# PROBLEM
Check every line below for the word "React" and copy the ones that have it.

# DATA
START

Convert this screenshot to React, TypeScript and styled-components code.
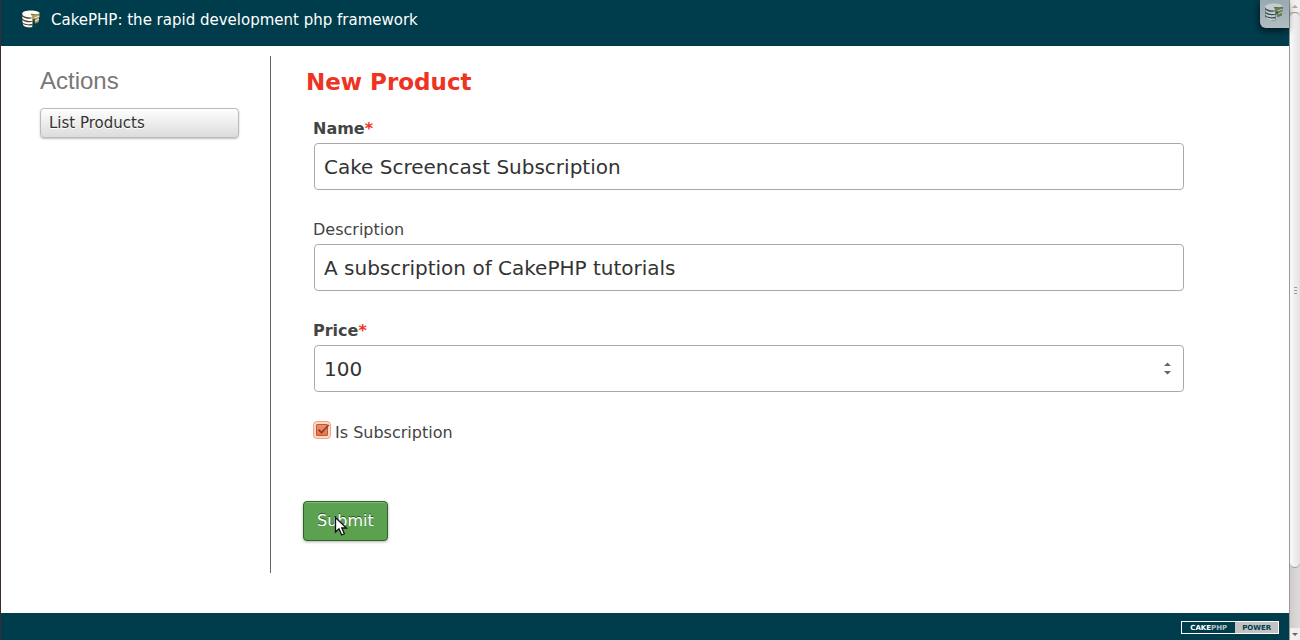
import React from 'react';
import styled, { createGlobalStyle } from 'styled-components';

const GlobalStyle = createGlobalStyle`
  *, *::before, *::after { box-sizing: border-box; }
  html, body { margin: 0; padding: 0; }
  body {
    background: #003d4c;
    color: #333;
    font-family: "DejaVu Sans", Verdana, sans-serif;
    font-size: 16px;
  }
`;

const Window = styled.div`
  display: flex;
  min-height: 100vh;
  background: #003d4c;
  border-left: 1px solid #3c2b33;
`;

const Page = styled.div`
  flex: 1;
  min-width: 0;
  display: flex;
  flex-direction: column;
`;

const Header = styled.header`
  position: relative;
  height: 46px;
  padding: 10px 20px;
`;

const SiteTitle = styled.h1`
  margin: 0;
  font-size: 15px;
  line-height: 20px;
  font-weight: normal;
`;

const SiteLink = styled.a`
  display: flex;
  align-items: center;
  gap: 10px;
  color: #fff;
  text-decoration: none;
`;

const DebugButton = styled.button`
  position: absolute;
  top: 0;
  right: 0;
  width: 29px;
  height: 28px;
  padding: 3px 0 0 4px;
  display: flex;
  align-items: flex-start;
  border: 0;
  border-radius: 0 0 0 6px;
  background: linear-gradient(#98a9b0, #b1bcc1);
  box-shadow: -1px 3px 7px rgba(0, 0, 0, 0.6);
`;

const Content = styled.main`
  flex: 1;
  display: flex;
  padding: 10px 20px 40px;
  background: #fff;
`;

const Actions = styled.nav`
  width: 249px;
  flex: none;
  padding: 11px 11px 0 19px;
`;

const ActionsTitle = styled.h3`
  margin: 0 0 13px;
  font-family: "Liberation Sans", Arial, sans-serif;
  font-size: 24px;
  line-height: 28px;
  font-weight: normal;
  color: #777;
`;

const ActionList = styled.ul`
  width: 199px;
  margin: 0;
  padding: 0;
  list-style: none;
`;

const ActionLink = styled.a`
  display: block;
  padding: 4px 8px;
  border: 1px solid #bbb;
  border-radius: 4px;
  background: linear-gradient(#fefefe, #dcdcdc);
  box-shadow: 0 1px 2px rgba(0, 0, 0, 0.25);
  color: #333;
  font-size: 15px;
  line-height: 20px;
  text-decoration: none;
  text-shadow: 0 1px 0 #fff;
`;

const FormArea = styled.section`
  flex: 1;
  min-width: 0;
  padding: 11px 85px 0 32px;
  border-left: 1px solid #666;
`;

const FormTitle = styled.h2`
  margin: 0 0 21px;
  padding-left: 3px;
  font-size: 23px;
  line-height: 30px;
  color: #ee3322;
`;

const Field = styled.div`
  display: flex;
  flex-direction: column;
  margin: 0 0 29px 10px;
`;

const Label = styled.label<{ $required?: boolean }>`
  margin-bottom: 3px;
  font-size: 16px;
  line-height: 22px;
  font-weight: ${p => (p.$required ? 'bold' : 'normal')};
  color: #444;
`;

const Star = styled.span`
  color: #ee3322;
`;

const InputFrame = styled.div`
  display: flex;
  align-items: center;
  height: 47px;
  margin-left: 1px;
  padding-right: 12px;
  border: 1px solid #aaa;
  border-radius: 4px;
  background: #fff;
`;

const TextInput = styled.input`
  flex: 1;
  min-width: 0;
  padding: 8px 9px;
  border: 0;
  outline: 0;
  background: transparent;
  color: #333;
  font-family: inherit;
  font-size: 20px;
  line-height: 24px;
  appearance: textfield;
  &::-webkit-inner-spin-button { appearance: none; margin: 0; }
`;

const CheckField = styled.div`
  display: flex;
  align-items: flex-start;
  gap: 4px;
  margin: 0 0 57px 10px;
`;

const CheckShell = styled.span`
  position: relative;
  display: flex;
  width: 18px;
  height: 18px;
`;

const CheckBox = styled.input`
  appearance: none;
  width: 18px;
  height: 18px;
  margin: 0;
  border: 1px solid #f5a184;
  border-radius: 4px;
  background: linear-gradient(#f6926c, #ef6d3f) padding-box;
  box-shadow: inset 0 0 0 2px #fcd9ca;
`;

const CheckMark = styled.svg`
  position: absolute;
  top: 0;
  left: 0;
  pointer-events: none;
`;

const CheckLabel = styled.label`
  padding-top: 1px;
  line-height: 22px;
  color: #444;
`;

const SubmitButton = styled.button`
  position: relative;
  display: block;
  padding: 8px 13px;
  border: 1px solid #2d6324;
  border-radius: 4px;
  background: #5ba150;
  box-shadow: inset 0 1px 0 #85bb7c, 0 1px 3px rgba(0, 0, 0, 0.3);
  color: #fff;
  font-family: inherit;
  font-size: 16px;
  line-height: 22px;
  text-shadow: 0 -1px 0 rgba(0, 0, 0, 0.5);
`;

const Pointer = styled.svg`
  position: absolute;
  top: 14px;
  left: 30px;
  pointer-events: none;
`;

const Footer = styled.footer`
  display: flex;
  justify-content: flex-end;
  padding: 8px 10px 6px;
`;

const PowerBadge = styled.a`
  display: flex;
  width: 98px;
  height: 13px;
  border: 1px solid #fff;
  color: #fff;
  font-size: 7px;
  line-height: 12px;
  font-weight: bold;
  text-decoration: none;
`;

const BadgeName = styled.span`
  flex: 54;
  text-align: center;
`;

const BadgeSuffix = styled.span`
  color: #b4c3c8;
`;

const BadgePower = styled.span`
  flex: 43;
  background: #c2c2c2;
  color: #003d4c;
  text-align: center;
`;

const ScrollTrack = styled.div`
  display: flex;
  flex-direction: column;
  flex: none;
  width: 11px;
  border-left: 1px solid #999;
  background: linear-gradient(90deg, #cfcccb, #dfdddc);
`;

const ScrollEnd = styled.div`
  display: flex;
  align-items: center;
  justify-content: center;
  height: 12px;
  background: #f1f0ef;
`;

const ScrollThumb = styled.div`
  flex: 1;
  display: flex;
  align-items: center;
  justify-content: center;
  margin-bottom: 60px;
  border: 1px solid #999;
  border-width: 1px 0;
  border-radius: 6px;
  background: linear-gradient(90deg, #fbfafa, #e3e1e1);
`;

const Cake = ({ line, shade, edge }: { line: string; shade: string; edge: string }) => (
  <svg width="20" height="20" viewBox="0 0 20 20" aria-hidden="true">
    <path d="M1.2 4.5V13.5C2 16.3 6 17.8 11.5 17.3V12L13.5 10.5V14L17.5 12.5L18.8 4Z" fill={edge} />
    <path d="M9.5 4.5L18.5 4.2L17.6 12L14.2 13.6V8.5L11.5 9.5V16.5Z" fill={shade} />
    <path d="M1.2 3.8C1.2 1.8 5 .6 10 .6C14.5 .6 18.6 1.8 18.8 3.6L15.8 4.2L9.7 3.8L11.3 7.3C5.5 7.8 1.2 6.3 1.2 3.8Z" fill={line} />
    <path d="M1.4 6.4C3.2 8.4 7 9.1 11.2 8.6V10.9C7 11.4 3.2 10.6 1.4 8.6ZM1.4 9.9C3.2 11.9 7 12.5 11.2 12V14.1C7 14.6 3.2 13.9 1.6 12.2ZM1.9 13.5C3.9 15.3 7.2 15.8 11.2 15.3V17.1C7.2 17.7 3.7 17 2.3 15.2Z" fill={line} />
    <path d="M13.5 7.8L18.4 6.2M13.8 11L18 9.2" stroke={line} strokeWidth=".9" />
  </svg>
);

export default function App() {
  return (
    <>
      <GlobalStyle />
      <Window>
        <Page>
          <Header>
            <SiteTitle>
              <SiteLink href="#">
                <Cake line="#fffdf6" shade="#aaa25f" edge="#4c4540" />
                CakePHP: the rapid development php framework
              </SiteLink>
            </SiteTitle>
            <DebugButton type="button" aria-label="Toggle debug toolbar">
              <Cake line="#c3cdce" shade="#6a7d49" edge="#344a50" />
            </DebugButton>
          </Header>
          <Content>
            <Actions>
              <ActionsTitle>Actions</ActionsTitle>
              <ActionList>
                <li><ActionLink href="#">List Products</ActionLink></li>
              </ActionList>
            </Actions>
            <FormArea>
              <form onSubmit={e => e.preventDefault()}>
                <FormTitle>New Product</FormTitle>
                <Field>
                  <Label htmlFor="name" $required><span>Name</span><Star>*</Star></Label>
                  <InputFrame>
                    <TextInput id="name" type="text" defaultValue="Cake Screencast Subscription" />
                  </InputFrame>
                </Field>
                <Field>
                  <Label htmlFor="description">Description</Label>
                  <InputFrame>
                    <TextInput id="description" type="text" defaultValue="A subscription of CakePHP tutorials" />
                  </InputFrame>
                </Field>
                <Field>
                  <Label htmlFor="price" $required><span>Price</span><Star>*</Star></Label>
                  <InputFrame>
                    <TextInput id="price" type="number" defaultValue="100" />
                    <svg width="7" height="13" viewBox="0 0 7 13" aria-hidden="true">
                      <path d="M0 4L3.5 .5L7 4ZM0 9L3.5 12.5L7 9Z" fill="#666" />
                    </svg>
                  </InputFrame>
                </Field>
                <CheckField>
                  <CheckShell>
                    <CheckBox id="subscription" type="checkbox" defaultChecked />
                    <CheckMark width="18" height="18" viewBox="0 0 18 18" aria-hidden="true">
                      <rect x="3.5" y="3.5" width="11" height="11" rx="1.5" fill="none" stroke="#b75a35" />
                      <path d="M5.5 8.7L8.5 11.7L15.7 4" fill="none" stroke="#7b4632" strokeWidth="1.7" />
                    </CheckMark>
                  </CheckShell>
                  <CheckLabel htmlFor="subscription">Is Subscription</CheckLabel>
                </CheckField>
                <SubmitButton type="submit">
                  Submit
                  <Pointer width="14" height="21" viewBox="0 0 14 21" aria-hidden="true">
                    <path d="M1.5 1.5V16L5 12.8L7.7 19L10.3 17.8L7.8 12H12.4Z" fill="#fff" stroke="#111" strokeWidth="1.3" />
                  </Pointer>
                </SubmitButton>
              </form>
            </FormArea>
          </Content>
          <Footer>
            <PowerBadge href="#">
              <BadgeName>CAKE<BadgeSuffix>PHP</BadgeSuffix></BadgeName>
              <BadgePower>POWER</BadgePower>
            </PowerBadge>
          </Footer>
        </Page>
        <ScrollTrack aria-hidden="true">
          <ScrollEnd>
            <svg width="6" height="3" viewBox="0 0 6 3"><path d="M0 3L3 0L6 3Z" fill="#aaa" /></svg>
          </ScrollEnd>
          <ScrollThumb>
            <svg width="3" height="7" viewBox="0 0 3 7"><path d="M0 .5H3M0 3.5H3M0 6.5H3" stroke="#999" /></svg>
          </ScrollThumb>
          <ScrollEnd>
            <svg width="6" height="3" viewBox="0 0 6 3"><path d="M0 0L3 3L6 0Z" fill="#666" /></svg>
          </ScrollEnd>
        </ScrollTrack>
      </Window>
    </>
  );
}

END

# THE REPLY
Convert this screenshot to React, TypeScript and styled-components code.
import React from 'react';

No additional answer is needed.